Keanggotaan KIDI berjumlah 9 (sembilan) orang dokter yang terdiri dari unsur-unsur :
a. Kementerian Kesehatan sebanyak 3 (tiga) orang;
b. Konsil Kedokteran sebanyak 1 (satu) orang;
c. Kolegium Dokter sebanyak 1 (satu) orang;
d. Asosiasi Institusi Pendidikan Kedokteran sebanyak 1 (satu) orang ;
e. Asosiasi Perumahsakitan sebanyak 1 (satu) orang;
f. Ikatan Dokter Indonesia sebanyak 2 (dua) orang.
Pernyataan Bu Menkes bahwa internship bukan program yang dinaungi oleh Kemenkes jelas berbeda dengan apa yang tercantum di Permenkes No 299 tahun 2010 tersebut. Saya tidak ingin bersu’udzon bahwa pernyataan ini adalah sebuah upaya cuci tangan Kemenkes dari kematian dokter Andra yang sedang internship. Status saya sebagai orang yang baru saja datang dari melaksanakan ibadah haji membuat saya menjaga sifat wara’, atau berhati-hati dalam berpikir dan berbuat. Naudzubillahimindzalik.
Namun, kita dapat mengambil sebuah kesimpulan. Jika seorang menteri saja tidak memahami programnya, adalah sebuah hal wajar jika kemudian program itu berjalan carut marut.
Dalam paragraf sebelumnya saya menuliskan setelah lulus UKMPPD, melafalkan sumpah dokter, mendapatkan Surat Tanda Registrasi (STR) dan Sertifikat Kompetensi (Serkom) baru kemudian bisa internship. Yang orang banyak tidak tahu, proses setelah sumpah dokter sampai dengan internship itu lama sekali, bisa memakan waktu 6 bulan sampai dengan 1 tahun untuk dapat diberangkatkan.
Bagi yang telah jadi dokter namun masih menunggu pemberangkatan internship pertanyaan, hal tersebut membuat pertanyaan “kapan bisa buka praktik?” terasa jauh, jauh lebih pedih dibanding pertanyaan “kapan kawin?” yang sering diajukan ke para jomblo saat kumpul keluarga pada waktu lebaran.
Rasanya saya tak perlu lagi menyampaikan pernyataan bahwa Indonesia kekurangan sekian puluh ribu dokter. Tapi ketika ada dokter siap bekerja malah dikon ngenteni suwi biyanget! (malah disuruh menunggu lama sekali!)

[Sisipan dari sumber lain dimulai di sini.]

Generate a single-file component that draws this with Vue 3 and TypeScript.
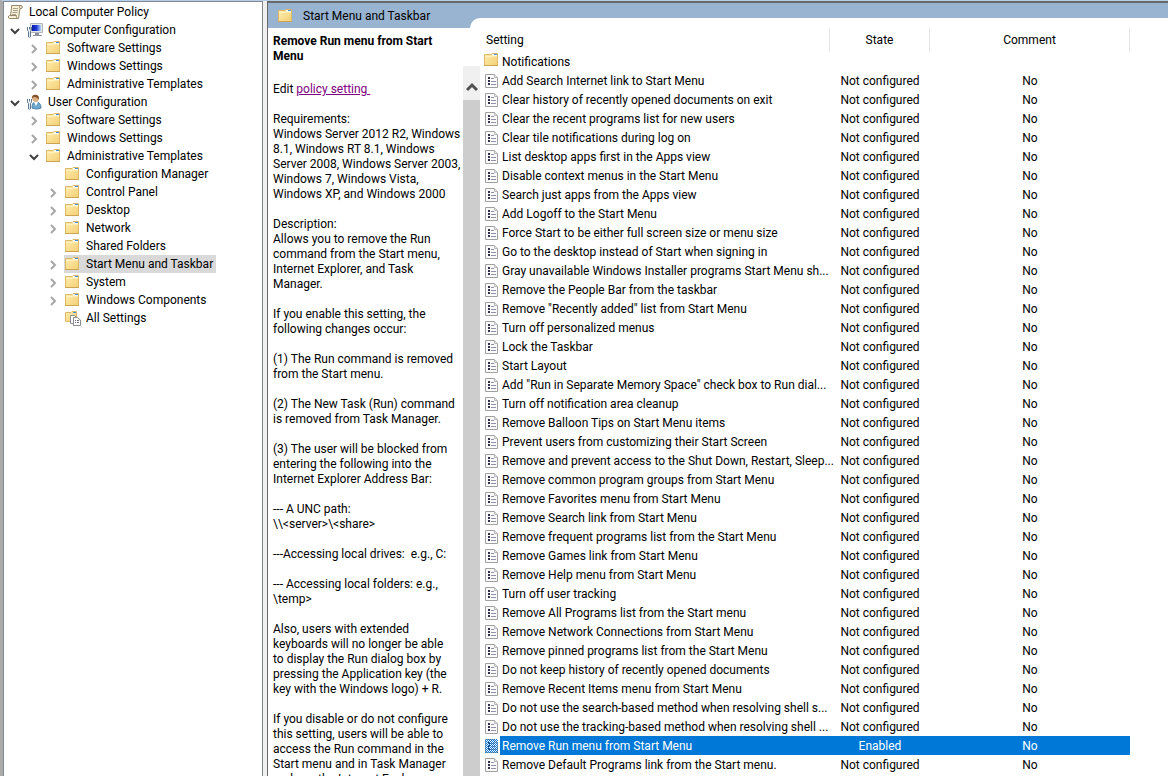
<script setup lang="ts">
import { computed, ref } from 'vue'

type IconName = 'scroll' | 'computer' | 'user' | 'folder' | 'all'

interface TreeNode {
  id: number
  label: string
  depth: number
  icon: IconName
  state: 'open' | 'closed' | 'leaf'
}

const nodes = ref<TreeNode[]>([
  { id: 1, label: 'Local Computer Policy', depth: 0, icon: 'scroll', state: 'leaf' },
  { id: 2, label: 'Computer Configuration', depth: 1, icon: 'computer', state: 'open' },
  { id: 3, label: 'Software Settings', depth: 2, icon: 'folder', state: 'closed' },
  { id: 4, label: 'Windows Settings', depth: 2, icon: 'folder', state: 'closed' },
  { id: 5, label: 'Administrative Templates', depth: 2, icon: 'folder', state: 'closed' },
  { id: 6, label: 'User Configuration', depth: 1, icon: 'user', state: 'open' },
  { id: 7, label: 'Software Settings', depth: 2, icon: 'folder', state: 'closed' },
  { id: 8, label: 'Windows Settings', depth: 2, icon: 'folder', state: 'closed' },
  { id: 9, label: 'Administrative Templates', depth: 2, icon: 'folder', state: 'open' },
  { id: 10, label: 'Configuration Manager', depth: 3, icon: 'folder', state: 'leaf' },
  { id: 11, label: 'Control Panel', depth: 3, icon: 'folder', state: 'closed' },
  { id: 12, label: 'Desktop', depth: 3, icon: 'folder', state: 'closed' },
  { id: 13, label: 'Network', depth: 3, icon: 'folder', state: 'closed' },
  { id: 14, label: 'Shared Folders', depth: 3, icon: 'folder', state: 'leaf' },
  { id: 15, label: 'Start Menu and Taskbar', depth: 3, icon: 'folder', state: 'closed' },
  { id: 16, label: 'System', depth: 3, icon: 'folder', state: 'closed' },
  { id: 17, label: 'Windows Components', depth: 3, icon: 'folder', state: 'closed' },
  { id: 18, label: 'All Settings', depth: 3, icon: 'all', state: 'leaf' },
])

const selectedNode = ref(15)

const visibleNodes = computed(() => {
  const out: TreeNode[] = []
  let hiddenBelow = Infinity
  for (const n of nodes.value) {
    if (n.depth > hiddenBelow) continue
    hiddenBelow = n.state === 'closed' ? n.depth : Infinity
    out.push(n)
  }
  return out
})

function toggle(n: TreeNode) {
  n.state = n.state === 'open' ? 'closed' : 'open'
}

const settings: string[] = [
  'Add Search Internet link to Start Menu',
  'Clear history of recently opened documents on exit',
  'Clear the recent programs list for new users',
  'Clear tile notifications during log on',
  'List desktop apps first in the Apps view',
  'Disable context menus in the Start Menu',
  'Search just apps from the Apps view',
  'Add Logoff to the Start Menu',
  'Force Start to be either full screen size or menu size',
  'Go to the desktop instead of Start when signing in',
  'Gray unavailable Windows Installer programs Start Menu sh...',
  'Remove the People Bar from the taskbar',
  'Remove "Recently added" list from Start Menu',
  'Turn off personalized menus',
  'Lock the Taskbar',
  'Start Layout',
  'Add "Run in Separate Memory Space" check box to Run dial...',
  'Turn off notification area cleanup',
  'Remove Balloon Tips on Start Menu items',
  'Prevent users from customizing their Start Screen',
  'Remove and prevent access to the Shut Down, Restart, Sleep...',
  'Remove common program groups from Start Menu',
  'Remove Favorites menu from Start Menu',
  'Remove Search link from Start Menu',
  'Remove frequent programs list from the Start Menu',
  'Remove Games link from Start Menu',
  'Remove Help menu from Start Menu',
  'Turn off user tracking',
  'Remove All Programs list from the Start menu',
  'Remove Network Connections from Start Menu',
  'Remove pinned programs list from the Start Menu',
  'Do not keep history of recently opened documents',
  'Remove Recent Items menu from Start Menu',
  'Do not use the search-based method when resolving shell s...',
  'Do not use the tracking-based method when resolving shell ...',
  'Remove Run menu from Start Menu',
  'Remove Default Programs link from the Start menu.',
]

const enabledSetting = 'Remove Run menu from Start Menu'
const selectedSetting = ref(enabledSetting)

const paragraphs: string[] = [
  'Requirements:\nWindows Server 2012 R2, Windows\n8.1, Windows RT 8.1, Windows\nServer 2008, Windows Server 2003,\nWindows 7, Windows Vista,\nWindows XP, and Windows 2000',
  'Description:\nAllows you to remove the Run\ncommand from the Start menu,\nInternet Explorer, and Task\nManager.',
  'If you enable this setting, the\nfollowing changes occur:',
  '(1) The Run command is removed\nfrom the Start menu.',
  '(2) The New Task (Run) command\nis removed from Task Manager.',
  '(3) The user will be blocked from\nentering the following into the\nInternet Explorer Address Bar:',
  '--- A UNC path:\n\\\\<server>\\<share>',
  '---Accessing local drives:  e.g., C:',
  '--- Accessing local folders: e.g.,\n\\temp>',
  'Also, users with extended\nkeyboards will no longer be able\nto display the Run dialog box by\npressing the Application key (the\nkey with the Windows logo) + R.',
  'If you disable or do not configure\nthis setting, users will be able to\naccess the Run command in the\nStart menu and in Task Manager\nand use the Internet Explorer',
]
</script>

<template>
  <svg class="defs" aria-hidden="true">
    <defs>
      <linearGradient id="gold" x1="0" y1="0" x2="1" y2="1">
        <stop offset="0" stop-color="#ffeeb0" />
        <stop offset="1" stop-color="#f3cf74" />
      </linearGradient>
      <linearGradient id="screen" x1="0" y1="0" x2="1" y2="0">
        <stop offset="0" stop-color="#0a18a8" />
        <stop offset="0.5" stop-color="#1c3cd8" />
        <stop offset="1" stop-color="#b8d4ff" />
      </linearGradient>
      <pattern id="dither" width="2" height="2" patternUnits="userSpaceOnUse">
        <rect width="1" height="1" fill="#0078d7" />
        <rect x="1" y="1" width="1" height="1" fill="#0078d7" />
      </pattern>
    </defs>
    <symbol id="i-folder" viewBox="0 0 16 16">
      <path d="M.5 2.500H7l1-1h5.500v12H.5z" fill="url(#gold)" stroke="#dcb967" />
      <path d="M8 2h5v2H8z" fill="#fff" />
      <path d="M10 2h3v1h-3z" fill="#3f8fe0" />
      <path d="M1 4.500h6.500l1-.5H13" fill="none" stroke="#fff3c4" />
      <path d="M0 13.500h14" stroke="#cda552" />
    </symbol>
    <symbol id="i-scroll" viewBox="0 0 16 16">
      <path d="M3.500 1.500h9.500c1.800 0 1.800 3 0 3h-1L10.500 14.500H1.500C0 14.500 0 11.500 1.500 11.500H2.500L3.500 4z" fill="#f7f0d8" stroke="#96896a" />
      <path d="M12 4.500c-1.200-1.500-.3-3 1-3M2 11.500h6.500c-.4 1.500 0 3 1.500 3" fill="none" stroke="#96896a" />
      <path d="M5 4.500h5M5 6.500h5M4.500 8.500h5M4 10.500h4" stroke="#a9a08a" />
    </symbol>
    <symbol id="i-computer" viewBox="0 0 16 16">
      <path d="M3.500 1.500h12v9h-12z" fill="#e4e6ea" stroke="#b0b4bc" />
      <path d="M5 3h9v6H5z" fill="url(#screen)" />
      <path d="M8 11h4v2H8zM6 13h9v1H6z" fill="#8c929c" />
      <path d="M.5 5v3l1 1.500V15h2V9.500L4.500 8V5M2.500 5v2.500" fill="none" stroke="#60788e" />
      <path d="M2 9h1v6H2z" fill="#dfe9f0" />
    </symbol>
    <symbol id="i-user" viewBox="0 0 16 16">
      <path d="M5 14c0-4 1-6 4-6s5 2 5 6c-3 1.300-6 1.300-9 0z" fill="#6fa8cf" stroke="#4e7fa6" />
      <path d="M7 8l2 4 2-4z" fill="#fff" />
      <circle cx="8.500" cy="4.500" r="3.200" fill="#dfb07d" />
      <path d="M5 5C4.500 1 7 .5 9 .8c3 .4 3.500 3 2.500 5.200C11 4 9 3 7.500 3 6 3 5.500 4 5 5z" fill="#84552c" />
      <path d="M.5 5v3l1 1.500V15h2V9.500L4.500 8V5M2.500 5v2.500" fill="none" stroke="#60788e" />
      <path d="M2 9h1v6H2z" fill="#dfe9f0" />
    </symbol>
    <symbol id="i-all" viewBox="0 0 16 16">
      <path d="M.5 2.500H6l1-1h4.500v10H.5z" fill="url(#gold)" stroke="#dcb967" />
      <path d="M8 2h3v1H8z" fill="#3f8fe0" />
      <path d="M5.500 5.500h4l2 2v6h-6z" fill="#fff" stroke="#8b8b8b" />
      <path d="M8.500 7.500h4l3 2.500v5.500h-7z" fill="#fff" stroke="#8b8b8b" />
      <path d="M10 10.500h1M12 10.500h2M10 12.500h1M12 12.500h2" stroke="#6b6b80" />
    </symbol>
    <symbol id="i-doc" viewBox="0 0 14 16">
      <path d="M.5 1.500h9l3 3v10H.5z" fill="#fafafa" stroke="#a0a0a0" />
      <path d="M9.500 1.500v3h3" fill="#e6e6e6" stroke="#b8b8b8" />
      <path d="M3 4h2v2H3zM3 7h2v2H3zM3 10h2v2H3z" fill="#2e2e48" />
      <path d="M6 5.500h3M6 8.500h5M6 11.500h5" stroke="#9090a8" />
    </symbol>
  </svg>

  <div class="console">
    <nav class="tree" aria-label="Console tree">
      <ul>
        <li
          v-for="n in visibleNodes"
          :key="n.id"
          :class="['node', `depth-${n.depth}`, { selected: n.id === selectedNode }]"
        >
          <span v-if="n.depth > 0" class="toggle-slot">
            <button v-if="n.state !== 'leaf'" class="toggle" :class="n.state" :aria-label="`Toggle ${n.label}`" @click="toggle(n)">
              <svg v-if="n.state === 'open'" viewBox="0 0 10 10"><path d="M1 3l4 4 4-4" /></svg>
              <svg v-else viewBox="0 0 10 10"><path d="M3 1l4 4-4 4" /></svg>
            </button>
          </span>
          <button class="label" @click="selectedNode = n.id">
            <svg class="icon"><use :href="`#i-${n.icon}`" /></svg>
            <span>{{ n.label }}</span>
          </button>
        </li>
      </ul>
    </nav>

    <main class="result">
      <header class="title">
        <svg class="icon"><use href="#i-folder" /></svg>
        <span>Start Menu and Taskbar</span>
      </header>

      <div class="panes">
        <section class="details">
          <div class="text">
            <h1>Remove Run menu from Start<br />Menu</h1>
            <p>Edit <a href="#policy">policy setting&nbsp;</a></p>
            <p v-for="(p, i) in paragraphs" :key="i">{{ p }}</p>
          </div>
          <div class="scroll">
            <button class="up" aria-label="Scroll up">
              <svg viewBox="0 0 12 10"><path d="M1 8l5-5 5 5" /></svg>
            </button>
            <div class="thumb"></div>
          </div>
        </section>

        <section class="list">
          <table>
            <colgroup>
              <col class="c-setting" />
              <col class="c-state" />
              <col class="c-comment" />
              <col />
            </colgroup>
            <thead>
              <tr>
                <th scope="col" class="first"><span>Setting</span></th>
                <th scope="col"><span>State</span></th>
                <th scope="col"><span>Comment</span></th>
                <td></td>
              </tr>
            </thead>
            <tbody>
              <tr>
                <td class="first">
                  <div class="entry">
                    <svg class="icon"><use href="#i-folder" /></svg>
                    <span class="name">Notifications</span>
                  </div>
                </td>
                <td></td>
                <td></td>
                <td></td>
              </tr>
              <tr
                v-for="s in settings"
                :key="s"
                :class="{ active: s === selectedSetting }"
                @click="selectedSetting = s"
              >
                <td class="first">
                  <div class="entry">
                    <svg class="doc" viewBox="0 0 14 16">
                      <use href="#i-doc" width="14" height="16" />
                      <rect v-if="s === selectedSetting" x="0" y="1" width="13" height="14" fill="url(#dither)" />
                    </svg>
                    <span class="name">{{ s }}</span>
                  </div>
                </td>
                <td class="cell">{{ s === enabledSetting ? 'Enabled' : 'Not configured' }}</td>
                <td class="cell">No</td>
                <td></td>
              </tr>
            </tbody>
          </table>
        </section>
      </div>
    </main>
  </div>
</template>

<style>
body {
  background: #fff;
  overflow: hidden;
}
</style>

<style scoped>
.defs {
  position: absolute;
  width: 0;
  height: 0;
}
.console {
  display: flex;
  gap: 4px;
  height: 100vh;
  box-sizing: border-box;
  border-top: 1px solid #b4cde8;
  border-left: 3px solid #ababab;
  background: #f0f0f0;
  color: #000;
  font: 12px/18px Roboto, "Open Sans", "Noto Sans", sans-serif;
  overflow: hidden;
}
button {
  padding: 0;
  border: 0;
  background: none;
  color: inherit;
  font: inherit;
  text-align: left;
}
.icon {
  flex: none;
  width: 16px;
  height: 16px;
}
.tree {
  flex: none;
  width: 260px;
  box-sizing: border-box;
  border: 1px solid #828790;
  border-bottom: 0;
  background: #fff;
}
.tree ul {
  margin: 0;
  padding: 1px 0 0;
  list-style: none;
}
.node {
  display: flex;
  height: 18px;
  padding-left: 3px;
}
.depth-2 {
  padding-left: 22px;
}
.depth-3 {
  padding-left: 41px;
}
.toggle-slot {
  display: flex;
  align-items: center;
  flex: none;
  width: 19px;
}
.toggle {
  display: flex;
  width: 16px;
  height: 18px;
  align-items: center;
  justify-content: center;
  padding-top: 2px;
}
.toggle svg {
  width: 10px;
  height: 10px;
  fill: none;
  stroke: #a6a6a6;
  stroke-width: 2;
}
.toggle.open svg {
  stroke: #404040;
}
.label {
  display: flex;
  align-items: center;
  gap: 5px;
  padding: 0 3px 0 1px;
  white-space: nowrap;
}
.selected .label {
  background: #d9d9d9;
}
.result {
  display: flex;
  flex: 1;
  flex-direction: column;
  min-width: 0;
  border-top: 2px solid #696969;
  border-left: 1px solid #696969;
  background: #fff;
}
.title {
  display: flex;
  align-items: center;
  gap: 9px;
  height: 25px;
  flex: none;
  padding-left: 10px;
  background: #99b4d1;
}
.panes {
  display: flex;
  flex: 1;
  min-height: 0;
}
.details {
  display: flex;
  flex: none;
  width: 212px;
  line-height: 15px;
}
.text {
  flex: 1;
  min-width: 0;
  padding: 6px 0 0 5px;
  overflow: hidden;
}
.text h1 {
  margin: 0;
  font-size: 12px;
  line-height: 15px;
  white-space: nowrap;
}
.text p {
  margin: 0;
  padding-top: 15px;
  white-space: pre;
}
.text h1 + p {
  padding-top: 18px;
}
.text a {
  color: #800080;
}
.scroll {
  display: flex;
  flex: none;
  flex-direction: column;
  width: 17px;
  margin-top: 38px;
  background: #f0f0f0;
}
.up {
  display: flex;
  height: 34px;
  box-sizing: border-box;
  flex: none;
  align-items: center;
  justify-content: center;
  padding-top: 8px;
}
.up svg {
  width: 12px;
  height: 10px;
  fill: none;
  stroke: #505050;
  stroke-width: 3;
}
.thumb {
  flex: 1;
  background: #cdcdcd;
}
.list {
  flex: 1;
  min-width: 0;
  margin: -10px 0 0 -10px;
  padding: 10px 0 0 14px;
  border-top-left-radius: 10px;
  background: #fff;
  overflow: hidden;
  clip-path: polygon(0 0, 100% 0, 100% 100%, 10px 100%, 10px 20px, 0 20px);
}
table {
  width: 100%;
  table-layout: fixed;
  border-collapse: separate;
  border-spacing: 0;
}
.c-setting {
  width: 346px;
}
.c-state {
  width: 100px;
}
.c-comment {
  width: 200px;
}
th,
td {
  height: 19px;
  padding: 0;
  line-height: 17px;
  white-space: nowrap;
}
th {
  height: 24px;
  border-right: 1px solid #e5e5e5;
  font-weight: 400;
  text-align: center;
}
th.first {
  padding-left: 2px;
  text-align: left;
}
.entry {
  display: flex;
  align-items: flex-start;
  height: 19px;
}
.doc {
  flex: none;
  width: 14px;
  height: 16px;
  margin: 2px 1px 0;
}
.name {
  flex: 1;
  padding: 2px 0 0 2px;
}
td.cell {
  height: 17px;
  padding-top: 2px;
  text-align: center;
}
.active .name,
.active .cell {
  background: #0078d7;
  color: #fff;
}
</style>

Pagi ini, sebelum saya ngalor-ngidul seperti biasa, sebagai anak kekinian saya streaming dulu di kanal Youtube lagunya Sam Smith yang berjudul “Writings on The Wall”. Iya, soundtrack-nya film Spectre yang ada tante Monica Belucci itu. Sebelum lagu dimulai, seperti biasa ada iklan muncul. Kali ini iklan Aqua. Iklan tersebut kurang lebih menggambarkan bahwa orang yang kelelahan akan sulit untuk fokus dan susah membedakan, misalnya, antara Narji dan Christian Sugiono.
Saya lalu jadi ingat sebuah hal setelah melihat iklan tersebut.
Kebetulan, tanggal 17 Januari 2016 nanti Prof. Nila akan ke Yogyakarta menjadi pembicara di salah satu Fakultas Kedokteran swasta. Pada tanggal itu, demi mengubah status saya yang terkenal sebagai NATO (No Action Talk Only) dan sebagai perwujudan dari kalimat heroik nan inspirasyenel “One action speaks louder than thousan words”, saya ingin sekali melakukan aksi seperti yang dilakukan Simon Brodkin kepada Sepp Blatter. Tentu saja tidak persis, sebab apa yang dilakukan Brodkin merupakan perilaku yang sonder moral, tak sopan, dan tak sesuai dengan budaya ketimuran.
Saya hanya ingin nanti, ketika Bu Menkes mulai berbicara di mimbar, memberikannya sebotol Aqua untuk diminum. Sebab mungkin saja blio sedang lelah dan butuh minum sehingga tidak dapat membedakan mana mahasiswa dan mana dokter internship.
Atau jangan-jangan blio malah butuh di-reshuffle?